- Directed by: Osgood Perkins
- Written by: Osgood Perkins
- Produced by: Chris Ferguson; Osgood Perkins; Brian Kavanaugh-Jones;
- Starring: Lola Tung; Nico Parker; Brendan Hines; Tatiana Maslany; Johnny Knoxville; Heather Graham; Nicole Kidman;
- Production companies: Phobos; Range;
- Distributed by: Neon
- Release date: 2026;
- Country: United States
- Language: English

= The Young People =

Upcoming horror film by Osgood Perkins

The Young People is an upcoming American horror film written and directed by Osgood Perkins. It stars Lola Tung, Nico Parker, Brendan Hines, Tatiana Maslany, Johnny Knoxville, Heather Graham, and Nicole Kidman.

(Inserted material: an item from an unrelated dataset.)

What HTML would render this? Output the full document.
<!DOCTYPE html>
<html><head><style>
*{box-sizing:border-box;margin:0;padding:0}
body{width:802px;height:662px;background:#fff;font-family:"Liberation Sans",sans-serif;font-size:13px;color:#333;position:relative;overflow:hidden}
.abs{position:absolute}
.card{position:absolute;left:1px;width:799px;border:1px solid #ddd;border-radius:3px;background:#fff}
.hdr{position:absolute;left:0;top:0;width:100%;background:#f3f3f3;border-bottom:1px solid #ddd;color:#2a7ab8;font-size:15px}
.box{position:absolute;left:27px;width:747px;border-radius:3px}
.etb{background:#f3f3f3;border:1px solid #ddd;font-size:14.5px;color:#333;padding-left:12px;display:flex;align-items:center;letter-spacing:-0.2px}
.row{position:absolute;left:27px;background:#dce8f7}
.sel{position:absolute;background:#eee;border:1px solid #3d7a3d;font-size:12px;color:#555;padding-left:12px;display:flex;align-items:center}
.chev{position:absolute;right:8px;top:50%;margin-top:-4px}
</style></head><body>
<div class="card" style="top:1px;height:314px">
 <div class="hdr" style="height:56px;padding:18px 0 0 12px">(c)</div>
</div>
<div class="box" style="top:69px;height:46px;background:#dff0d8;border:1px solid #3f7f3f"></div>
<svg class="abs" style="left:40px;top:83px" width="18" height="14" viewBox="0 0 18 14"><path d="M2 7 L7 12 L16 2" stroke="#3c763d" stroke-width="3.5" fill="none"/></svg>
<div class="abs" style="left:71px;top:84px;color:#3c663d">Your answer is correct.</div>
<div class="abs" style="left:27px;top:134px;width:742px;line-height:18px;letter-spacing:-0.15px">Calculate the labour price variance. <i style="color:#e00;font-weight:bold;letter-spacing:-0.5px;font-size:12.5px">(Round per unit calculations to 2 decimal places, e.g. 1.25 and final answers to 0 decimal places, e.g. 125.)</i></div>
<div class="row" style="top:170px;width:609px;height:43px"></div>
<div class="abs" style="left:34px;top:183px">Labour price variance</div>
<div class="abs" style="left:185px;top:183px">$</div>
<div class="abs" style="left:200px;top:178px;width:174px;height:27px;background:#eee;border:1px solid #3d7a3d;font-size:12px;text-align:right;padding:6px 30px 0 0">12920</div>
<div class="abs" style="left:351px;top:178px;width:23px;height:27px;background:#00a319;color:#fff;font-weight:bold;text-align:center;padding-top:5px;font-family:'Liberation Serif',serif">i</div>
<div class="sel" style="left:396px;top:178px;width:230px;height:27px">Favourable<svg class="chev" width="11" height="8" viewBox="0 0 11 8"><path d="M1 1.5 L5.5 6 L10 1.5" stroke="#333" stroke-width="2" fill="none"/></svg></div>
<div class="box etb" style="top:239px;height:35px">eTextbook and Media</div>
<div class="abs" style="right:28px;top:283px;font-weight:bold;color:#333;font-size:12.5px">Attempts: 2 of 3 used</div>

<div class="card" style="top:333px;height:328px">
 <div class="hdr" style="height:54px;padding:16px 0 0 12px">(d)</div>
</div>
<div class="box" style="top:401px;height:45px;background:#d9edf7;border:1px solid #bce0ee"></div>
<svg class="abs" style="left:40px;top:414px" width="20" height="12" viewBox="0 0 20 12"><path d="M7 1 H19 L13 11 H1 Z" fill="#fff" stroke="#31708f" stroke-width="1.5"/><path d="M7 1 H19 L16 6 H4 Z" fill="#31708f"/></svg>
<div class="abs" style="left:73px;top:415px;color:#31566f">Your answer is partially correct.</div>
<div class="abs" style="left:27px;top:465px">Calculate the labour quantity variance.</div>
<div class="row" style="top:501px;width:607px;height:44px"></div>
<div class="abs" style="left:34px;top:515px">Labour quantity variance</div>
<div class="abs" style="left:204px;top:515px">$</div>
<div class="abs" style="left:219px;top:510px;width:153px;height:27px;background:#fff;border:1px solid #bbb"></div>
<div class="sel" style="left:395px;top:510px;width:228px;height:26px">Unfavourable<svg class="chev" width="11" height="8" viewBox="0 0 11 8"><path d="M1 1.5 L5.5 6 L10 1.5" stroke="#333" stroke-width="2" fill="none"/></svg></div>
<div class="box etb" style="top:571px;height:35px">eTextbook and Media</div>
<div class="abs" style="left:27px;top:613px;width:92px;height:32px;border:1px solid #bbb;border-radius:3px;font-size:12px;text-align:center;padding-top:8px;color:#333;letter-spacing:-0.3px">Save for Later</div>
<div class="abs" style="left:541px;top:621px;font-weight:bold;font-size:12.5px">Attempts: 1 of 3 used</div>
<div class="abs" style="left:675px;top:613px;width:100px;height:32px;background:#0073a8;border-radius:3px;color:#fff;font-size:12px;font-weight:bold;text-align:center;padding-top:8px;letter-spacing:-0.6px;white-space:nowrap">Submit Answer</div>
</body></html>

The Young People is scheduled to be released in the United States by Neon in 2026.

==Cast==
- Lola Tung
- Nico Parker
- Brendan Hines
- Tatiana Maslany
- Johnny Knoxville
- Heather Graham
- Nicole Kidman
- Cush Jumbo
- Lily Collias
- Lexi Minetree

==Production==
In August 2025, Osgood Perkins announced The Young People under his first-look deal with Neon. Perkins would write and direct while Lola Tung and Nico Parker were attached to star in the film. Principal photography began on October 20, 2025 in Vancouver, and wrapped on December 12. Brendan Hines, Tatiana Maslany, Johnny Knoxville, and Heather Graham joined the cast in late October. Nicole Kidman joined the cast in November.

==Release==
The Young People is scheduled to be released in 2026.